**EXERCISE DIRECTIONS**.
Skip every image and restate the data word for word.

**DATASET CONTENT**.

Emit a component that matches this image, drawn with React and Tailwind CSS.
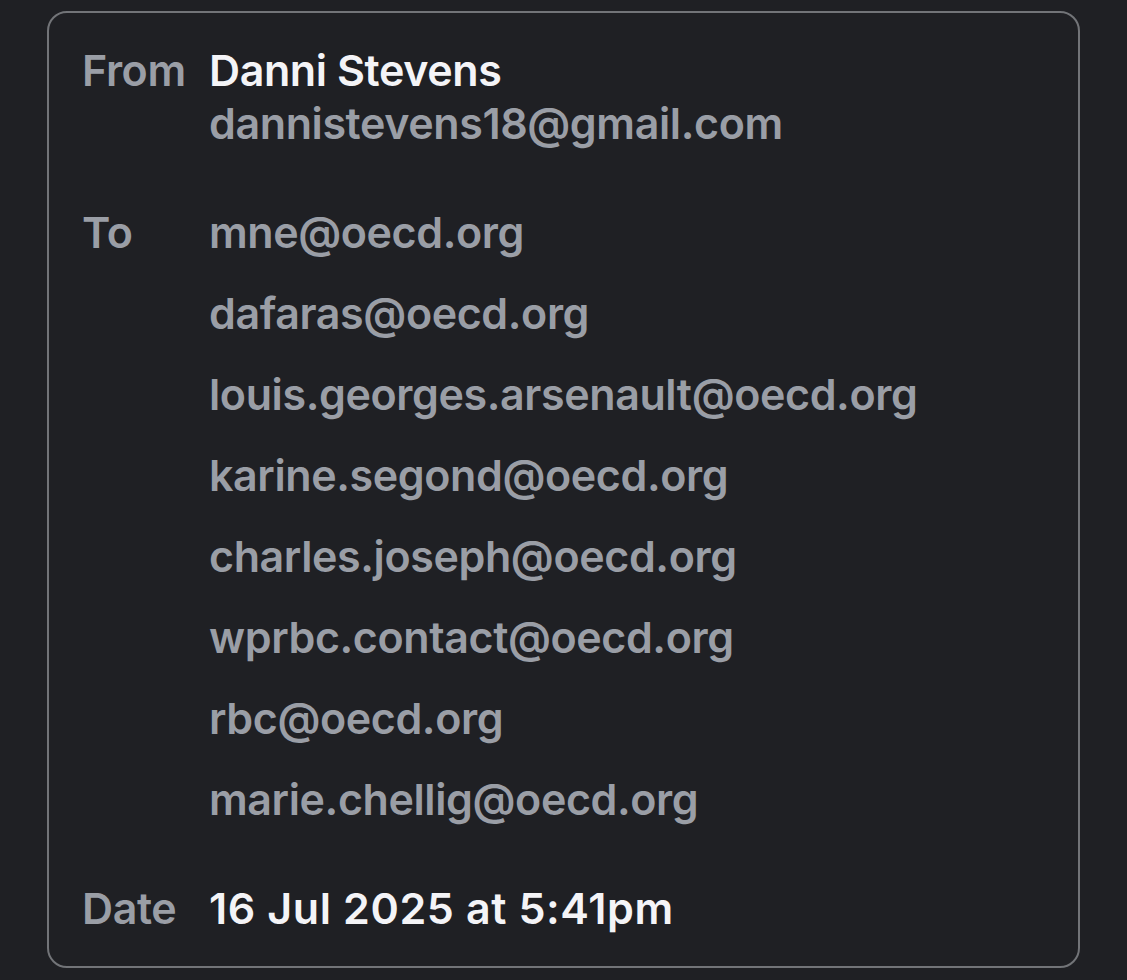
export default function App() {
  const to = [
    "mne@oecd.org",
    "dafaras@oecd.org",
    "louis.georges.arsenault@oecd.org",
    "karine.segond@oecd.org",
    "charles.joseph@oecd.org",
    "wprbc.contact@oecd.org",
    "rbc@oecd.org",
    "marie.chellig@oecd.org",
  ];
  return (
    <div
      className="w-[1127px] h-[980px] bg-[#1f2024] pt-[11px] pl-[47px] overflow-hidden"
      style={{ fontFamily: "Inter, 'Noto Sans', sans-serif" }}
    >
      <div className="w-[1033px] h-[957px] border-2 border-[#727478] rounded-[20px] pl-[33px] pt-[31px] text-[43px] font-semibold tracking-[-0.4px]">
        <div className="grid grid-cols-[127px_1fr] leading-[53px]">
          <div className="text-[#9a9ea6]">From</div>
          <div>
            <div className="text-[#f4f4f7]">Danni Stevens</div>
            <div className="text-[#9a9ea6]">dannistevens18@gmail.com</div>
          </div>
        </div>
        <div className="grid grid-cols-[127px_1fr] leading-[81px] mt-[42px]">
          <div className="text-[#9a9ea6]">To</div>
          <div className="text-[#9a9ea6]">
            {to.map((t) => (
              <div key={t}>{t}</div>
            ))}
          </div>
        </div>
        <div className="grid grid-cols-[127px_1fr] leading-[53px] mt-[42px]">
          <div className="text-[#9a9ea6]">Date</div>
          <div className="text-[#f4f4f7] tracking-[0.6px]">16 Jul 2025 at 5:41pm</div>
        </div>
      </div>
    </div>
  );
}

**OUTPUT**.
Emit a component that matches this image, drawn with React and Tailwind CSS.
export default function App() {
  const to = [
    "mne@oecd.org",
    "dafaras@oecd.org",
    "louis.georges.arsenault@oecd.org",
    "karine.segond@oecd.org",
    "charles.joseph@oecd.org",
    "wprbc.contact@oecd.org",
    "rbc@oecd.org",
    "marie.chellig@oecd.org",
  ];
  return (
    <div
      className="w-[1127px] h-[980px] bg-[#1f2024] pt-[11px] pl-[47px] overflow-hidden"
      style={{ fontFamily: "Inter, 'Noto Sans', sans-serif" }}
    >
      <div className="w-[1033px] h-[957px] border-2 border-[#727478] rounded-[20px] pl-[33px] pt-[31px] text-[43px] font-semibold tracking-[-0.4px]">
        <div className="grid grid-cols-[127px_1fr] leading-[53px]">
          <div className="text-[#9a9ea6]">From</div>
          <div>
            <div className="text-[#f4f4f7]">Danni Stevens</div>
            <div className="text-[#9a9ea6]">dannistevens18@gmail.com</div>
          </div>
        </div>
        <div className="grid grid-cols-[127px_1fr] leading-[81px] mt-[42px]">
          <div className="text-[#9a9ea6]">To</div>
          <div className="text-[#9a9ea6]">
            {to.map((t) => (
              <div key={t}>{t}</div>
            ))}
          </div>
        </div>
        <div className="grid grid-cols-[127px_1fr] leading-[53px] mt-[42px]">
          <div className="text-[#9a9ea6]">Date</div>
          <div className="text-[#f4f4f7] tracking-[0.6px]">16 Jul 2025 at 5:41pm</div>
        </div>
      </div>
    </div>
  );
}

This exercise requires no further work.